Friday, October 21, 2005

History - USSR - Interview with Lenin

A blast from the past..

An interview with Lenin: his cold, clear brain

WT Goode
Tuesday October 21, 1919
The Guardian


The interview with Lenin has been a matter of some difficulty to arrange; not because he is unapproachable - he goes about with as little external trappings or precautions as myself - but because his time is so precious. He, even more than the other Commissaries, is always at work. But at last I secured a free moment and drove to one of the gates of the Kremlin.

A small wooden office beyond the bridge, where a civilian grants passes, and a few soldiers, ordinary Russian soldiers, were all there was to be seen at this entrance. It is always being said that Lenin is guarded by Chinese. There were no Chinese here.


I hung up my hat and coat in the ante-chamber, passed through a room in which clerks were at work, and entered the room in which the executive committee of the Council of People's Commissaries holds its meetings. I had kept my appointment strictly to time, and followed into the room in which Lenin works and waited a minute for his coming.

Lenin entered. He is a man of middle height, about 50-years-old, active and well proportioned. His hair and pointed beard have a ruddy brown tinge. The head is well domed, and his brow broad and well raised. He has a pleasant expression in talking, indeed his manner can be described as distinctly prepossessing. He speaks clearly in a well-modulated voice, and during the interview never hesitated or betrayed the slightest confusion. Indeed, the one clearly cut impression he left on me was that here was a clear, cold brain, a man absolutely master of himself and of his subject, expressing himself with a lucidity as startling as it was refreshing...

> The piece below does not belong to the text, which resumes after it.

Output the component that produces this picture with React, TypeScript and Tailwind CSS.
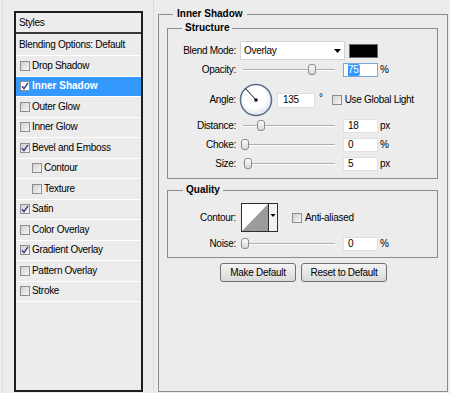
import React from "react";

type StyleRow = { label: string; checked: boolean; indent?: boolean; active?: boolean };

const styleRows: StyleRow[] = [
  { label: "Drop Shadow", checked: false },
  { label: "Inner Shadow", checked: true, active: true },
  { label: "Outer Glow", checked: false },
  { label: "Inner Glow", checked: false },
  { label: "Bevel and Emboss", checked: true },
  { label: "Contour", checked: false, indent: true },
  { label: "Texture", checked: false, indent: true },
  { label: "Satin", checked: true },
  { label: "Color Overlay", checked: false },
  { label: "Gradient Overlay", checked: true },
  { label: "Pattern Overlay", checked: false },
  { label: "Stroke", checked: false },
];

const Check = ({ checked, light }: { checked: boolean; light?: boolean }) => (
  <span
    className={`flex h-[10px] w-[10px] shrink-0 items-center justify-center border border-[#8e8e8e] ${
      light ? "bg-white" : "bg-linear-to-br from-[#d0d0d0] to-[#f7f7f7]"
    }`}
  >
    {checked && (
      <svg width="8" height="8" viewBox="0 0 8 8">
        <path d="M1 4.2 L3 6.6 L7 0.8" fill="none" stroke="#34398c" strokeWidth="1.4" />
      </svg>
    )}
  </span>
);

const Label = ({ children }: { children: React.ReactNode }) => (
  <span className="w-[68px] shrink-0 text-right">{children}</span>
);

const Slider = ({ pos }: { pos: number }) => (
  <div className="relative ml-[5px] h-full w-[94px] shrink-0">
    <div className="absolute left-[2px] right-0 top-[6px] h-[2px] border-t border-[#aeaeae] bg-white" />
    <div
      className="absolute top-[1px] h-[11px] w-[8px] rounded-[3px] border border-[#8a8a8a] bg-linear-to-b from-white to-[#d6d6d6]"
      style={{ left: pos }}
    />
  </div>
);

const NumBox = ({ value }: { value: string }) => (
  <div className="ml-[8px] flex h-[14px] w-[35px] items-center border border-[#e0e0e0] bg-white pl-[4px]">
    {value}
  </div>
);

const SliderRow = ({ label, pos, value, unit, className }: { label: string; pos: number; value: string; unit: string; className?: string }) => (
  <div className={`flex h-[14px] items-center ${className ?? ""}`}>
    <Label>{label}</Label>
    <Slider pos={pos} />
    <NumBox value={value} />
    <span className="ml-[2px]">{unit}</span>
  </div>
);

const Dial = () => (
  <svg width="34" height="34" viewBox="0 0 34 34" className="ml-[3px] shrink-0">
    <defs>
      <radialGradient id="dialFill" cx="0.45" cy="0.4" r="0.6">
        <stop offset="0.6" stopColor="#ffffff" />
        <stop offset="1" stopColor="#dfe3ea" />
      </radialGradient>
    </defs>
    <circle cx="17" cy="17" r="15.5" fill="url(#dialFill)" stroke="#5a6b8c" strokeWidth="1.5" />
    <line x1="17" y1="17" x2="6.5" y2="5.5" stroke="#111" strokeWidth="1" />
    <rect x="15.5" y="15.5" width="3" height="3" fill="#000" />
  </svg>
);

const ContourSwatch = () => (
  <svg width="37" height="29" viewBox="0 0 37 29" className="ml-[5px] shrink-0">
    <rect x="0.5" y="0.5" width="36" height="28" fill="#f2f2f2" stroke="#2e2e2e" />
    <rect x="1" y="1" width="26" height="27" fill="#ffffff" />
    <polygon points="1,28 27,1 27,28" fill="#9b9b9b" />
    <line x1="27.5" y1="1" x2="27.5" y2="28" stroke="#2e2e2e" />
    <polygon points="29.5,11 34.5,11 32,14" fill="#000" />
  </svg>
);

export default function App() {
  return (
    <div className="flex h-[393px] w-[450px] overflow-hidden bg-[#ececec] font-['Liberation_Sans',Arial,sans-serif] text-[10px] leading-[12px] tracking-[-0.3px] text-black">
      {/* styles list */}
      <div className="ml-[2px] w-[152px] shrink-0 border-x border-[#dcdcdc] pl-[11px] pt-[11px]">
        <div className="flex h-[381px] w-[129px] flex-col border-2 border-[#1e1e1e]">
          <div className="flex h-[21px] items-center border-b-2 border-[#3a3a3a] pl-[3px]">Styles</div>
          <div className="flex h-[22px] items-center border-b border-white pl-[3px]">Blending Options: Default</div>
          {styleRows.map((row) => (
            <div
              key={row.label}
              className={`flex h-[20.5px] items-center gap-[2px] border-b border-white ${row.indent ? "pl-[16px]" : "pl-[4px]"} ${
                row.active ? "bg-[#3399ff] font-bold tracking-normal text-white" : ""
              }`}
            >
              <Check checked={row.checked} light={row.active} />
              <span>{row.label}</span>
            </div>
          ))}
        </div>
      </div>

      {/* settings */}
      <fieldset className="ml-[4px] mt-[8px] h-[384px] w-[290px] shrink-0 border border-[#8c8c8c] pl-[8px] pr-[9px]">
        <legend className="ml-[6px] px-[4px] font-bold leading-[12px] tracking-normal">Inner Shadow</legend>

        <fieldset className="mt-[2px] border border-[#8c8c8c] pb-[7px] pt-[7px]">
          <legend className="ml-[14px] px-[3px] font-bold leading-[12px] tracking-normal">Structure</legend>

          <div className="flex h-[19px] items-center">
            <Label>Blend Mode:</Label>
            <div className="ml-[4px] flex h-[19px] w-[105px] items-center justify-between border border-[#d4d4d4] bg-white pl-[3px] pr-[3px]">
              <span>Overlay</span>
              <svg width="7" height="4" viewBox="0 0 7 4">
                <polygon points="0,0 7,0 3.5,4" fill="#000" />
              </svg>
            </div>
            <div className="ml-[4px] h-[14px] w-[29px] border border-[#6b6b6b] bg-black" />
          </div>

          <div className="mt-[3px] flex h-[14px] items-center">
            <Label>Opacity:</Label>
            <Slider pos={67} />
            <div className="ml-[8px] flex h-[14px] w-[35px] items-center border border-[#7ea6d4] bg-white pl-[4px]">
              <span className="bg-[#3399ff] text-white">75</span>
              <span className="h-[10px] w-[1px] bg-[#f08a24]" />
            </div>
            <span className="ml-[2px]">%</span>
          </div>

          <div className="mt-[6px] flex h-[34px] items-center">
            <Label>Angle:</Label>
            <Dial />
            <div className="ml-[4px] flex h-[15px] w-[38px] items-center border border-[#e0e0e0] bg-white pl-[5px]">135</div>
            <span className="ml-[4px] self-start pt-[9px]">°</span>
            <span className="ml-[9px]"><Check checked={false} /></span>
            <span className="ml-[3px]">Use Global Light</span>
          </div>

          <SliderRow className="mt-[2px]" label="Distance:" pos={16} value="18" unit="px" />
          <SliderRow className="mt-[5px]" label="Choke:" pos={0} value="0" unit="%" />
          <SliderRow className="mt-[5px]" label="Size:" pos={3} value="5" unit="px" />
        </fieldset>

        <fieldset className="mt-[5px] border border-[#8c8c8c] pb-[6px] pt-[7px]">
          <legend className="ml-[15px] px-[3px] font-bold leading-[12px] tracking-normal">Quality</legend>

          <div className="flex h-[29px] items-center">
            <Label>Contour:</Label>
            <ContourSwatch />
            <span className="ml-[14px]"><Check checked={false} /></span>
            <span className="ml-[3px]">Anti-aliased</span>
          </div>

          <SliderRow className="mt-[5px]" label="Noise:" pos={0} value="0" unit="%" />
        </fieldset>

        <div className="mt-[5px] flex justify-center gap-[5px] pl-[2px]">
          <button className="h-[19px] w-[76px] rounded-[3px] border border-[#707070] bg-linear-to-b from-[#f4f4f4] to-[#d9d9d9]">
            Make Default
          </button>
          <button className="h-[19px] w-[86px] rounded-[3px] border border-[#707070] bg-linear-to-b from-[#f4f4f4] to-[#d9d9d9]">
            Reset to Default
          </button>
        </div>
      </fieldset>
    </div>
  );
}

I took up the thread by asking about the attitude of the Soviet Republic to the small nations who had split off the Russian Empire and had proclaimed their independence. He replied that Finland's independence had been recognised in November 1917... that the Soviet Republic had announced some time previously that no soldiers of the Soviet Republic would cross the frontier with arms in their hands...

For the third time I took up the questioning, asking what guarantees could be offered against official propoganda among the Western peoples, if relations with the Soviet Republic were opened. His reply was that they had declared... that they were ready to sign an agreement, not to make official propaganda. I asked if he had any general statement: he replied that the most important thing to say was that the Soviet system is best, and English workers and agricultural labourers would accept it if they knew it.